Dimensions of magnetic field intensity is :

 A. $[{{M}^{0}}{{L}^{-1}}{{T}^{0}}{{A}^{1}}]$
 B. $[ML{{T}^{-1}}{{A}^{-1}}]$
 C. $[M{{L}^{0}}{{T}^{-2}}{{A}^{-1}}]$
 D. $[ML{{T}^{-2}}A]$

Hint:We are supposed to find the dimensional formula of magnetic field intensity. For that, we have to analyse the definition and the numerical formula of the same. Further, we can deduce the dimensional formula by finding the degree of dependence of a physical quantity on another. The principle of consistency of two expressions can be used to find the equation relating these two quantities.

Formulas used:
$F=BIl$, where $F$ is the force experienced by a wire of length $l$ in a magnetic field $B$ when it carries a current of the value $I$.
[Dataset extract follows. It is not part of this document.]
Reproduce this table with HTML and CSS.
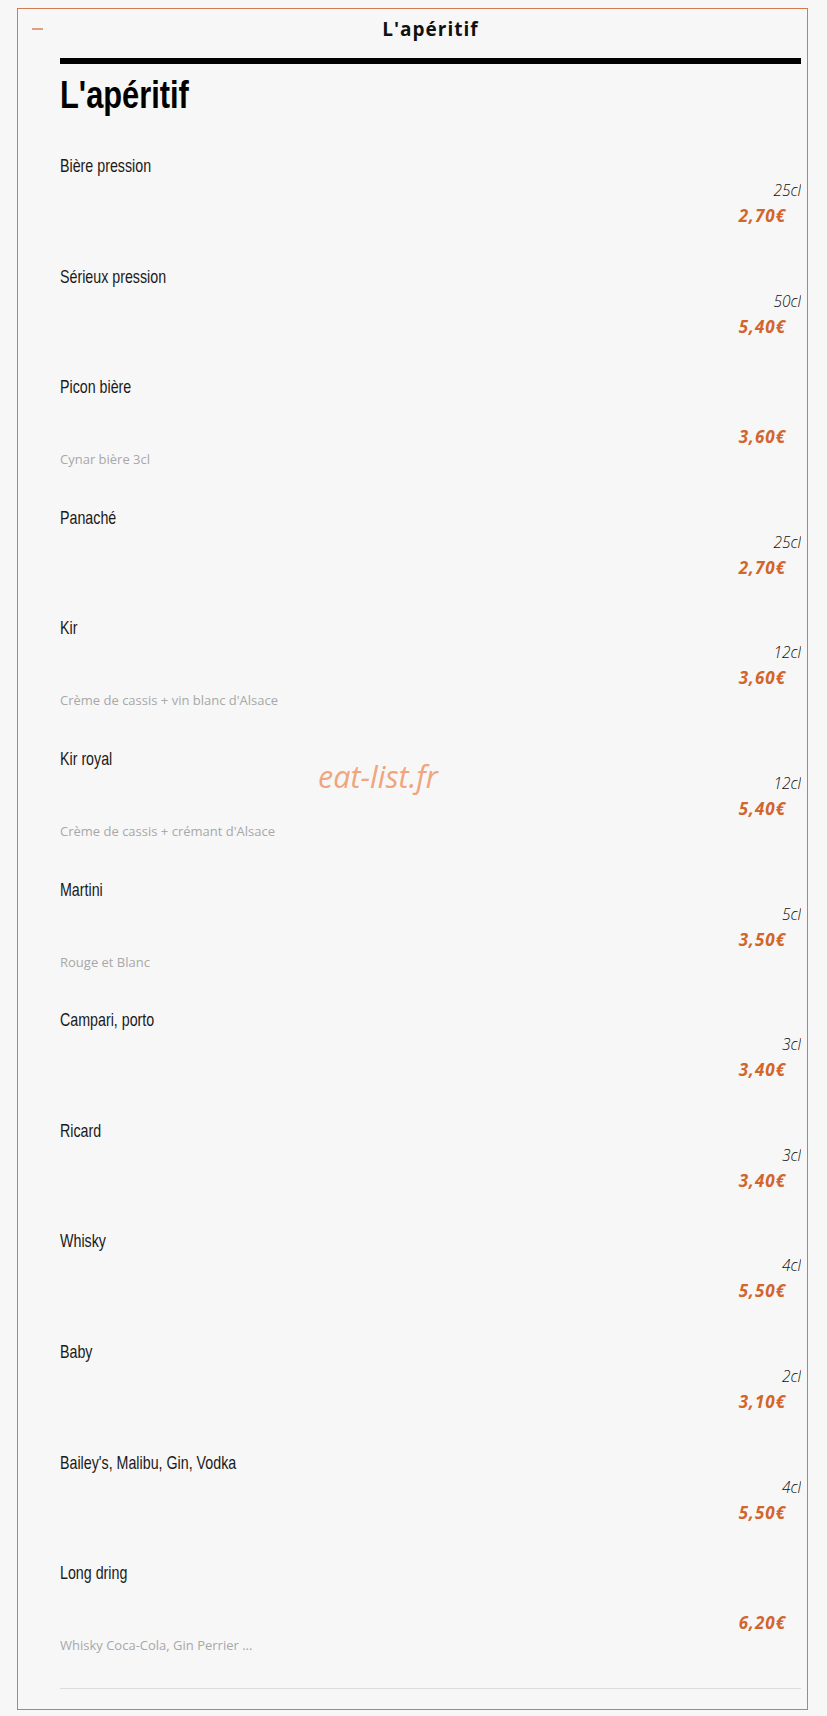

Complete step by step answer:
We know that the value of the force experienced by a current carrying wire in a magnetic field is obtained from the formula
$F=BIl$
$\Rightarrow B=\dfrac{F}{Il}$
The dimensional formula for force is $[ML{{T}^{-2}}]$
The dimensional formula for current is $[A]$
The dimensional formula for length is $[L]$
Hence, the dimensional formula for B is
$\dfrac{[ML{{T}^{-2}}]}{{{[A]}^{{}}}[L]}=\dfrac{[M{{T}^{-2}}]}{[A]}=[M{{L}^{0}}{{T}^{-2}}{{A}^{-1}}]$
Therefore, we can represent the dimensional formula of magnetic field intensity is $[M{{L}^{0}}{{T}^{-2}}{{A}^{-1}}]$
Therefore, option C is the correct choice among the four.

Note:Dimensional formula is widely used in many areas. However, there are a few problems along the way. Dimensionless quantities as well as the proportionality constant cannot be determined in this way. It does not apply to trigonometric, logarithmic and exponential functions. When we look at a quantity that is dependent on more than three quantities, this approach will be difficult. In line with all of this, if one side of our equation has addition or subtraction of quantities, this approach is not appropriate.